Bolster, John / [Callanan, Jeremiah Joseph] / Letitia Elizabeth Landon [L.E.L.]/ Sloane, Hans.

Bolster’s Quarterly Magazine. Volume I. No. I (February, 1826) – Volume I. No. IV (November, 1826).

Cork, John Bolster, Patrick Street, 1826. Octavo. VIII, 394 pages. Hardcover / Original Half-Leather with gilt lettering on spine. Very good condition with some minor rubbing to the boards and corners. Interior very good with only occasional signs of foxing. A very rare Cork publication with some extremely scarce, often anonymously published essays on local history, poetry etc. The publications signed with J.J.C. are by Corkonian Jeremiah Joseph Callanan.
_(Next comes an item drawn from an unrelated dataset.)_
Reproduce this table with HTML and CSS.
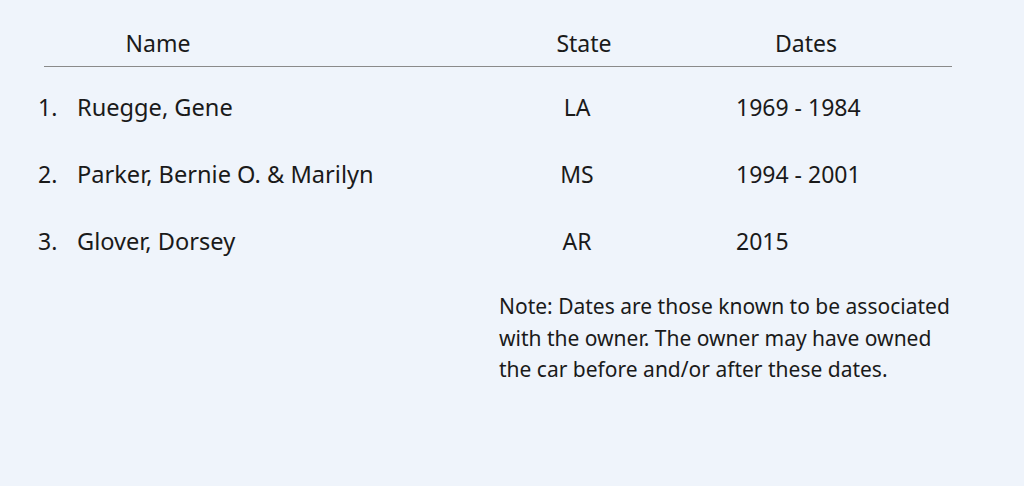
FILE: index.html
```html
<!DOCTYPE html>
<html>
<head>
<meta charset="utf-8">
<link rel="stylesheet" href="styles.css">
</head>
<body>
<div class="page">
  <div class="head">
    <div class="h-name">Name</div>
    <div class="h-spacer"></div>
    <div class="h-state">State</div>
    <div class="h-dates">Dates</div>
  </div>
  <div class="rows">
    <div class="row">
      <div class="num">1.</div>
      <div class="name">Ruegge, Gene</div>
      <div class="state">LA</div>
      <div class="dates">1969 - 1984</div>
    </div>
    <div class="row">
      <div class="num">2.</div>
      <div class="name">Parker, Bernie O. &amp; Marilyn</div>
      <div class="state">MS</div>
      <div class="dates">1994 - 2001</div>
    </div>
    <div class="row">
      <div class="num">3.</div>
      <div class="name">Glover, Dorsey</div>
      <div class="state">AR</div>
      <div class="dates">2015</div>
    </div>
  </div>
  <p class="note">Note: Dates are those known to be associated with the owner. The owner may have owned the car before and/or after these dates.</p>
</div>
</body>
</html>
```

FILE: styles.css
```css
html, body {
  margin: 0;
  padding: 0;
  background: #eff4fb;
}
body {
  font-family: "Noto Sans", "Open Sans", sans-serif;
  color: #1a1a1a;
  font-size: 23px;
}
.page {
  padding-top: 27px;
}
.head {
  margin-left: 44px;
  width: 908px;
  display: grid;
  grid-template-columns: 228px 248px 128px 304px;
  border-bottom: 1.5px solid #8a8a8a;
  line-height: 32px;
  padding-bottom: 7px;
}
.h-name, .h-state {
  text-align: center;
}
.h-dates {
  text-align: center;
  padding-left: 12px;
}
.rows {
  padding-top: 24px;
  display: flex;
  flex-direction: column;
  gap: 35px;
}
.row {
  display: grid;
  grid-template-columns: 39px 436px 128px auto;
  padding-left: 38px;
  line-height: 32px;
}
.name {
  font-size: 23.6px;
}
.state {
  text-align: center;
}
.dates {
  padding-left: 95px;
}
.note {
  margin: 34px 0 0 499px;
  width: 460px;
  font-size: 21px;
  line-height: 31.5px;
}
```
Name of 19th century preowner on endpaper: “Michael Higgins”.

Includes for example the following essays and printed letters: “A Letter from Timothy Tickler” (Ballydehob, October 1, 1826) / On the cultivation of the Tritoma Uvaria, in the South of Ireland, by the Rev. S. Hans Sloane / Posthumous Letters of “Amy Grey” / Biographical Sketch of Thomas Campbell by Washington Irving / Sir Walter Scott in Ireland / The Town of Galway / A Wake in the Irish Highlands / Tiarna na clanna Mac Diarmuidh – An Irish Legend / Lamentation of Felix McCarthy / Cusheen Log / On the Last Day [Callanan] / Killarney during the Races / Irish County Histories / O’Driscoll, An Irish Tale / The Migration of Birds and on the Birds of Ireland / May Eve , An irish legend / The Amulet for 1827 / The Song of the Little Bird, a legend of the South of Ireland by T. Croften Croker etc. etc. etc.

Jeremiah Joseph Callanan (1795–1829) was an Irish poet born in County Cork, Ireland.
Callanan studied for Catholic priesthood at Maynooth College, and afterwards law at Trinity College, Dublin, where he won two prizes for his poems. Afterward, he found employment teaching briefly at a school in his hometown of Cork.
Callanan also contributed translations of Irish verse to Blackwood’s Magazine before traveling to Lisbon to work as a tutor in 1827. Jeremiah Callanan died in Lisbon in 1829, as he was preparing to return to Ireland.
His great-niece is Academy Award-nominated actress Pauline Collins.
″The Outlaw of Loch Lene,” Callanan’s most well-known poem, begins with the line, “O many a day have I made good ale in the glen”. It is one of the two Callanan poems included in Brendan Kennelly’s The Penguin Book of Irish Verse (1970) the other one being “The Convict of Clonmel”. Both are translations from the Irish. Books of poetry were: Recluse of Inchidony, and other Poems. 1830 / Poems (ed. M.F. McCarthy). 1847. (Wikipedia)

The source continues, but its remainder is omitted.